Впрочем, критика вообще была
категорически и едко изничтожающей, — Ермилов исключения не составлял.
Просто он «давала больше» на публичных торгах, назначал более высокую цену на
аукционе, чтобы, упаси бог, не затеряться в общем хоре суконных хулителей.
Только
раз Платонову дали возможность публично ответить на критику. Его заметка,
опубликованная в 1937 году в «Литературной газете», называлась «Возражение без
самозащиты». Возражение — против опубликованной «Красной новью» статьи
Гурвича, и тогда отличавшейся какой-то залихватской грубостью, — было
сдержанным и печально тихим, словно Платонов сознавал, что никакими словами тут
ничего ни изменить, ни поправить нельзя. «Зачем критику или
исследователю, — писал он, — предпринимать длительное изучение чего-либо,
когда ему ясен конечный результат прежде, чем он написал заголовок своей
работы? Я того не знаю точно, но догадаться могу».
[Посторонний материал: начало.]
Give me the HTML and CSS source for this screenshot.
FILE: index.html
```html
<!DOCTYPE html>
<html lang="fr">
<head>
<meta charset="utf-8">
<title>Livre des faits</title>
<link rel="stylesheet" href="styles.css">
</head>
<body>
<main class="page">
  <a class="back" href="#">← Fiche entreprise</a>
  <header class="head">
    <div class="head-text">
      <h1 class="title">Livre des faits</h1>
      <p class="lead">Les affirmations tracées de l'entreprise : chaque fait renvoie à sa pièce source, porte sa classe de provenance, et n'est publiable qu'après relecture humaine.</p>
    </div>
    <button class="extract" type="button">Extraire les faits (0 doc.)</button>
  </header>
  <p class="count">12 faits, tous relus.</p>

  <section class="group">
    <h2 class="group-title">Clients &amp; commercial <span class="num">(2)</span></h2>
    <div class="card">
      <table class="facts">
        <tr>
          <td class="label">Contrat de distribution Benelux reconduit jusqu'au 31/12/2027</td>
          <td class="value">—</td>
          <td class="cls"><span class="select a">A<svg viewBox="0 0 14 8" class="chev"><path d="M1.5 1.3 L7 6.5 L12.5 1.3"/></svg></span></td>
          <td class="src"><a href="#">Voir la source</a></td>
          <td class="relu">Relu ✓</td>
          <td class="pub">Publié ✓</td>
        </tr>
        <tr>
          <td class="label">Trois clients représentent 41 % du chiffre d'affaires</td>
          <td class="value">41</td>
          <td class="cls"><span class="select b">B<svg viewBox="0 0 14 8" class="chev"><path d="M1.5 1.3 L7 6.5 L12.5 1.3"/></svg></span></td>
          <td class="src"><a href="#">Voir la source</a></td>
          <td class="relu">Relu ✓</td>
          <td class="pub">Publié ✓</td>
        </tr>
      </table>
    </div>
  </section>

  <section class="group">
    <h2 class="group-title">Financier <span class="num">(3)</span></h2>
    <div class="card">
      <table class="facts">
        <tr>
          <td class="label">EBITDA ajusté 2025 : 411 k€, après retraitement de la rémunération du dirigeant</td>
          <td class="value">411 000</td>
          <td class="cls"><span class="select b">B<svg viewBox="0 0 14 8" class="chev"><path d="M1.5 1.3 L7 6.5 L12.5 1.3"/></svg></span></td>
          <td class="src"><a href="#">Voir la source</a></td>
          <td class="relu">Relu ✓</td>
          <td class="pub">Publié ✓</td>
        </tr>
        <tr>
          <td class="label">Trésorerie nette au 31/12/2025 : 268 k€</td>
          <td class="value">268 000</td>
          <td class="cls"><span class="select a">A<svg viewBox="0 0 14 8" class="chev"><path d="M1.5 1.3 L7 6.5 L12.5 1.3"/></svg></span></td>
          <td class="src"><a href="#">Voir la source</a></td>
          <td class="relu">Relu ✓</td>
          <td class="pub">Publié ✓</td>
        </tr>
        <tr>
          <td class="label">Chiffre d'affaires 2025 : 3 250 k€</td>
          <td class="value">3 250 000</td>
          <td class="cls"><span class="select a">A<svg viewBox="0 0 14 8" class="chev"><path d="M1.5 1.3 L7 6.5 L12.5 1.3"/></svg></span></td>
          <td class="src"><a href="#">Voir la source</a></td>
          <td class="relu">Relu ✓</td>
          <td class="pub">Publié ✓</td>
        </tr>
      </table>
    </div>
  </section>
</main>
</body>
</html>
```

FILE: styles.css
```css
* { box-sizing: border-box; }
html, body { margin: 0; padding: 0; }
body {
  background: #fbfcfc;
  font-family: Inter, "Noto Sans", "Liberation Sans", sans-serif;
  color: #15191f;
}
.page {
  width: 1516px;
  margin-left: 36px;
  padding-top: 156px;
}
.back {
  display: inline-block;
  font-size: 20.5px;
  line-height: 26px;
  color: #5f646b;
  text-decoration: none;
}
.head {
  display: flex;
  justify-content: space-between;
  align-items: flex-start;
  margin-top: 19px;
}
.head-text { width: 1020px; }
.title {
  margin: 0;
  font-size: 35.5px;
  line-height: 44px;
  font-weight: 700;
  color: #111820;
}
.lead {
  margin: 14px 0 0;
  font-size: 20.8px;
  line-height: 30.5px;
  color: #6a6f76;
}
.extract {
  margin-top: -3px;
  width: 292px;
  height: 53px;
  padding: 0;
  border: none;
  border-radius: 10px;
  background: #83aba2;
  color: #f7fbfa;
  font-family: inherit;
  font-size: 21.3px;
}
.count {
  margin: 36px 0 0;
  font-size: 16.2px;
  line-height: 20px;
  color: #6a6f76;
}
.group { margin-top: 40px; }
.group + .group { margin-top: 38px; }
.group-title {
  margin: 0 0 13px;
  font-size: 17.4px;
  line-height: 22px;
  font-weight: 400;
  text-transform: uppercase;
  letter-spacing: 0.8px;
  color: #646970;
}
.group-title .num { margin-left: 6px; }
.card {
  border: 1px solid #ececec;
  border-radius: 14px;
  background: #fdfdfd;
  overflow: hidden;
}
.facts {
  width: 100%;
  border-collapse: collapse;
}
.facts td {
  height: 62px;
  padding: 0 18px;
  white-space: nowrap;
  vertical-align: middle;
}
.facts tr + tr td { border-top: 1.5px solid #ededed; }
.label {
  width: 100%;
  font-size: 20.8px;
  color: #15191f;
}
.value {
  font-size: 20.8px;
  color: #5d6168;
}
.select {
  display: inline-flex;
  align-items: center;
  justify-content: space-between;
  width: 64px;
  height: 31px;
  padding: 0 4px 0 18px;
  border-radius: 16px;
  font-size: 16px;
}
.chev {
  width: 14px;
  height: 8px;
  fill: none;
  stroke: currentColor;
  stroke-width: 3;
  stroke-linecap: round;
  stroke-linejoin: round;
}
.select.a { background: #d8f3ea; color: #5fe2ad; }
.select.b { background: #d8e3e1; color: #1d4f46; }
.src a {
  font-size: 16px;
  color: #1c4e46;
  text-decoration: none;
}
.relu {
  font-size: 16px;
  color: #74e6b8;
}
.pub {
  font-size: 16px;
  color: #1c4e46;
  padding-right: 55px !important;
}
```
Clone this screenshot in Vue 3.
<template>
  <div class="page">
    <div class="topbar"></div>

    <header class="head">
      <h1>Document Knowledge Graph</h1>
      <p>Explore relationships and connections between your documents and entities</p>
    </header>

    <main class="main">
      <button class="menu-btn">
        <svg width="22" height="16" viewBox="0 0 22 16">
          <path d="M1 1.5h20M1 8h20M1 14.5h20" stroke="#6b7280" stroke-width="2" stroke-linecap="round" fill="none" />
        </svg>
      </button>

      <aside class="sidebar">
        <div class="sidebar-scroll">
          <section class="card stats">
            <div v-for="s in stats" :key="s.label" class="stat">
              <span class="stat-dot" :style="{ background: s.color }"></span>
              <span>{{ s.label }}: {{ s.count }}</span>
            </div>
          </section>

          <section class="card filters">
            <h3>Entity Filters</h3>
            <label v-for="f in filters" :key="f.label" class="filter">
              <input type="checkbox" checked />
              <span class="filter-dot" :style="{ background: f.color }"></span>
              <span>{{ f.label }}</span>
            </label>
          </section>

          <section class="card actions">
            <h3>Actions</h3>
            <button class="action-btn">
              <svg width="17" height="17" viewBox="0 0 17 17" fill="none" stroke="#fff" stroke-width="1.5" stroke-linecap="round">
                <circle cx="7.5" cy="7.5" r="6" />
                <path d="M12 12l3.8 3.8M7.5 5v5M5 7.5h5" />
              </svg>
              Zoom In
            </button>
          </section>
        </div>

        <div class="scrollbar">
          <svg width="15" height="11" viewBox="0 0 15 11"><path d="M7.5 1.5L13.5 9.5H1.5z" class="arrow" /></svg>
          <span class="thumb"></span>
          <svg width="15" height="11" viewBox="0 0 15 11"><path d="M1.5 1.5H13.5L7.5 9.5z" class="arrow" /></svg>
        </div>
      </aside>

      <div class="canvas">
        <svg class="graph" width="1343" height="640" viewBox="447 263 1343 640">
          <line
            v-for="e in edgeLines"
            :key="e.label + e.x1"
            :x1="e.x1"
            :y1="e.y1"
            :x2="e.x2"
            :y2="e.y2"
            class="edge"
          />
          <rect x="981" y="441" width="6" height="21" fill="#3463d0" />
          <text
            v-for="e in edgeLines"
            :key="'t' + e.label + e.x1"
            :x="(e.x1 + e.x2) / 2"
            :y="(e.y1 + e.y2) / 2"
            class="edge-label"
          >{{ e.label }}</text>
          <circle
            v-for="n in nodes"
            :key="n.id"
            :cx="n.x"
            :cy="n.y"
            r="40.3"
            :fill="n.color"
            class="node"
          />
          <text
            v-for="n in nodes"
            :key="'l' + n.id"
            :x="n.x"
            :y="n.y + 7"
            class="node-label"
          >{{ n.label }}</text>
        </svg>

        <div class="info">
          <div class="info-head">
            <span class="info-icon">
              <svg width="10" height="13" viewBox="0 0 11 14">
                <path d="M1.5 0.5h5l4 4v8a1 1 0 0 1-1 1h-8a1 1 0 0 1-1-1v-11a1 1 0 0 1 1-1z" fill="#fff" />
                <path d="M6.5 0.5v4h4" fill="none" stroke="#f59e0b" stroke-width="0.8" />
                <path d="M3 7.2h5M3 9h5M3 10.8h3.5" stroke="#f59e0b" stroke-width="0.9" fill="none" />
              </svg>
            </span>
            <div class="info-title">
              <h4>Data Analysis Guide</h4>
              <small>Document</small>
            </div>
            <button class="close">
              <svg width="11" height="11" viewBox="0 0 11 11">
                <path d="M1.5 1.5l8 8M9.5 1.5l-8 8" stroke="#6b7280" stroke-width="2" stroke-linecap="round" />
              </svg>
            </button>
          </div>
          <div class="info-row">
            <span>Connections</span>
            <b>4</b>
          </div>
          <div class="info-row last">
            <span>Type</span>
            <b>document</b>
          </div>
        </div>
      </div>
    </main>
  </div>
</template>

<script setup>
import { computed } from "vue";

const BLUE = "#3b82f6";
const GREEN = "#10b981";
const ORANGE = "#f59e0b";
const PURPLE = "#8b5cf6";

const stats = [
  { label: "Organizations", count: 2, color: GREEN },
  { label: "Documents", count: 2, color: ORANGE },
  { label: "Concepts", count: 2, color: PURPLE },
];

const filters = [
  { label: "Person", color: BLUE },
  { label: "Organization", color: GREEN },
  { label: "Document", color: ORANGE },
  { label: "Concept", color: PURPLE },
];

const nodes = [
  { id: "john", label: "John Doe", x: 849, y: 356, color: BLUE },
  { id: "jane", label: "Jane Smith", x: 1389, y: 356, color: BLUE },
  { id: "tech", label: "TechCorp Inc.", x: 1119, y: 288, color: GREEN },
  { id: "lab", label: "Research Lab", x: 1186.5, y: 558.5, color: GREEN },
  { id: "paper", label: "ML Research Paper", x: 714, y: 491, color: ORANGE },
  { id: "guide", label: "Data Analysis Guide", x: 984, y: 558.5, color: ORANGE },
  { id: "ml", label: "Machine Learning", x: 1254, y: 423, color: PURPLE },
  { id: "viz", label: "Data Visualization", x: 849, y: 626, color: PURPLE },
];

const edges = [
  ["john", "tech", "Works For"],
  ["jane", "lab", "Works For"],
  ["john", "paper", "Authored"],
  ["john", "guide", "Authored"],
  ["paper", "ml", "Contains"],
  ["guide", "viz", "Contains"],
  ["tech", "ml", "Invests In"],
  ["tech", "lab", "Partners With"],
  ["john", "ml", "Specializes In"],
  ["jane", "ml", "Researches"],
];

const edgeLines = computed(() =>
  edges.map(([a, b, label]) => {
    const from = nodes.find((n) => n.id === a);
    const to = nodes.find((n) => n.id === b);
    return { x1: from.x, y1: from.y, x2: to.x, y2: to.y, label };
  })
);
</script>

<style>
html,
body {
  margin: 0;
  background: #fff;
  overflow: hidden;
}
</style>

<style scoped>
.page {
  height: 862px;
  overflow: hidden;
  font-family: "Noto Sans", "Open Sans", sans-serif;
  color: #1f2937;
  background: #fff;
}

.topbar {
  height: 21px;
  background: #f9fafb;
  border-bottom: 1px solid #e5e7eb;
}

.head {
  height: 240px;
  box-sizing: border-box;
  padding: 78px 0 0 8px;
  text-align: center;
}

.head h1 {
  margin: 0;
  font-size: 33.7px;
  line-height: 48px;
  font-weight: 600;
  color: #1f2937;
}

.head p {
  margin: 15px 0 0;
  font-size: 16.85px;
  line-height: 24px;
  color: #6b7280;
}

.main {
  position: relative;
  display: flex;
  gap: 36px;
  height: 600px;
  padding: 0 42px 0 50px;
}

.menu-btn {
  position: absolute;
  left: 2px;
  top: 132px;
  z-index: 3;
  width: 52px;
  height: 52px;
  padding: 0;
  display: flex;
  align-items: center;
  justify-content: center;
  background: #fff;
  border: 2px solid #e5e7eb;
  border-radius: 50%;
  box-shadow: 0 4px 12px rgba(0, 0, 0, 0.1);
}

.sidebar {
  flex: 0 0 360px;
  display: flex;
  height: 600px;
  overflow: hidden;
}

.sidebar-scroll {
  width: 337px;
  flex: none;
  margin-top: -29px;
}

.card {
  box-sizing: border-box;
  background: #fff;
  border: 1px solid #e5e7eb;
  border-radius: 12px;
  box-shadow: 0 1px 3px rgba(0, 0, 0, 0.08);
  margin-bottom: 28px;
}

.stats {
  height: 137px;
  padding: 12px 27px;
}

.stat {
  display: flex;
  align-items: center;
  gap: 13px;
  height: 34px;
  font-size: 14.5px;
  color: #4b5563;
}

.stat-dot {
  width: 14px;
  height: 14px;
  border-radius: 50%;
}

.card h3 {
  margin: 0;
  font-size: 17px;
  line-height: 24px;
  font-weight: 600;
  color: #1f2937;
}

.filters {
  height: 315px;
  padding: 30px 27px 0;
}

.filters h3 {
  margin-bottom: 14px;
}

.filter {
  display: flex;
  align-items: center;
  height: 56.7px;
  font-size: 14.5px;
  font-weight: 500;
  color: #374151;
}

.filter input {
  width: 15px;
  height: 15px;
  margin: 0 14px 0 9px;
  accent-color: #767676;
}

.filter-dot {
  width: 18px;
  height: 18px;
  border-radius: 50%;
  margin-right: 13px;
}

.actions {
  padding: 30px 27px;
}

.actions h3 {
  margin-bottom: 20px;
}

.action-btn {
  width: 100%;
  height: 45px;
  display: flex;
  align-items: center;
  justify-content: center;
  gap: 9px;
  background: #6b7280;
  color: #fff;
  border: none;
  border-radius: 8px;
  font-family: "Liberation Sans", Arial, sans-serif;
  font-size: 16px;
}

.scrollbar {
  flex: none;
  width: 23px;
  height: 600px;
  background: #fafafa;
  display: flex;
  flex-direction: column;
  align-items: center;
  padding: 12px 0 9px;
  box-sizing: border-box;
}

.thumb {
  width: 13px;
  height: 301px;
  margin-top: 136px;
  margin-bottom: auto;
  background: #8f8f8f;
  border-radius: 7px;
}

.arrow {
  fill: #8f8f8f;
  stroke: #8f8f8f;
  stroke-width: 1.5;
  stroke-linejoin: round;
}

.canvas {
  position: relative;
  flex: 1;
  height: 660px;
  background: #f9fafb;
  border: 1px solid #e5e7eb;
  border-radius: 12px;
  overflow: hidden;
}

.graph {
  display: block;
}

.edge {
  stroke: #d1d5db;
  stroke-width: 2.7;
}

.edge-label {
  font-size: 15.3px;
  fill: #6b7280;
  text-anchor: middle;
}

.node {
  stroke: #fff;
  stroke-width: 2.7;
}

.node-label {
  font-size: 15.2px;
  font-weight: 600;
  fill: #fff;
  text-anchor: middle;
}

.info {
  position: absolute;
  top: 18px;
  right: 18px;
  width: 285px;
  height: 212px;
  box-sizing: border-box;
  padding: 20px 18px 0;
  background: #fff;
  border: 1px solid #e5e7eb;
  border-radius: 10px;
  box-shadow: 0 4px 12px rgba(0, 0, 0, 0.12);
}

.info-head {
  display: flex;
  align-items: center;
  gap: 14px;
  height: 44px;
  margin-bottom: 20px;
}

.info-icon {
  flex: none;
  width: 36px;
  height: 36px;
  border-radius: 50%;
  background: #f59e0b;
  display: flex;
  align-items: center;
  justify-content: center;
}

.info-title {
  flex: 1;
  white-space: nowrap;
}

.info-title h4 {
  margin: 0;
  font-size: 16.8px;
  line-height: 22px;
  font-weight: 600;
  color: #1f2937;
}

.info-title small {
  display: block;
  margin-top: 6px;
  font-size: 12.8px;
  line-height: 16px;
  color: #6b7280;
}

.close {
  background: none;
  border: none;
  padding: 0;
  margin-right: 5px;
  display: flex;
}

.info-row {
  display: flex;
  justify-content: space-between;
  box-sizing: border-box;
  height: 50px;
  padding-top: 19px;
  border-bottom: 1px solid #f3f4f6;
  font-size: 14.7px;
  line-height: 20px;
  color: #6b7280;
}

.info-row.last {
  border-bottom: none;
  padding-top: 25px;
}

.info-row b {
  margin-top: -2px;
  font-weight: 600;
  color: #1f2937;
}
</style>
Да, догадаться не составляло
труда.
В критике господствовал дух
«дознания по делу Платонова».
«Странно, очень странно, что
герои рассказов Платонова оказываются в таком близком духовном родстве с
Платоном Каратаевым».
Или же: «Почему такие
нежизненные безыдейные сюжеты привлекают внимание автора?»
В статье, под которой
отмечено время ее создания — сентябрь 1937 года, — Гурвич писал:
«Свободный человек социалистического общества глубже, больше, чем кто бы то ни
было, переживает потерю друга, безответную любовь, стихийное бедствие,
творческую неудачу, измену, предатель-ство. Полноценность свободного,
раскрепощенного человека именно в том и заключается, что в нем расцветают,
достигая предельной мощи, все без исключения истинно человеческие чувства». И
Гурвич заканчивает статью негодующим обращением к Платонову: «Где же у вас этот
человек?»
Лет десять спустя, —
пришлось-таки повозиться с упрямцем, — раздался прокурорский голос другого
критика: «Ему можно сказать, чем больше ты упорствуешь в своих заблуждениях,
тем хуже для тебя».
Пророчество
сбывалось: становилось хуже. Всякий, кому не лень, мог подойти и
ударить, — и подходили и били. Дамы тоже приложили руку — Кедрина,
Книпович. Защищали от Платонова моральные устои советской семьи.
Иногда — редко —
кто-нибудь поднимался на защиту Платонова, но удар тут же обрушивался и на
него. «Федор Левин, например, оболгавший многие высокоидейные художественные
произведения, изо всех сил старался возвеличить упадочного писателя А.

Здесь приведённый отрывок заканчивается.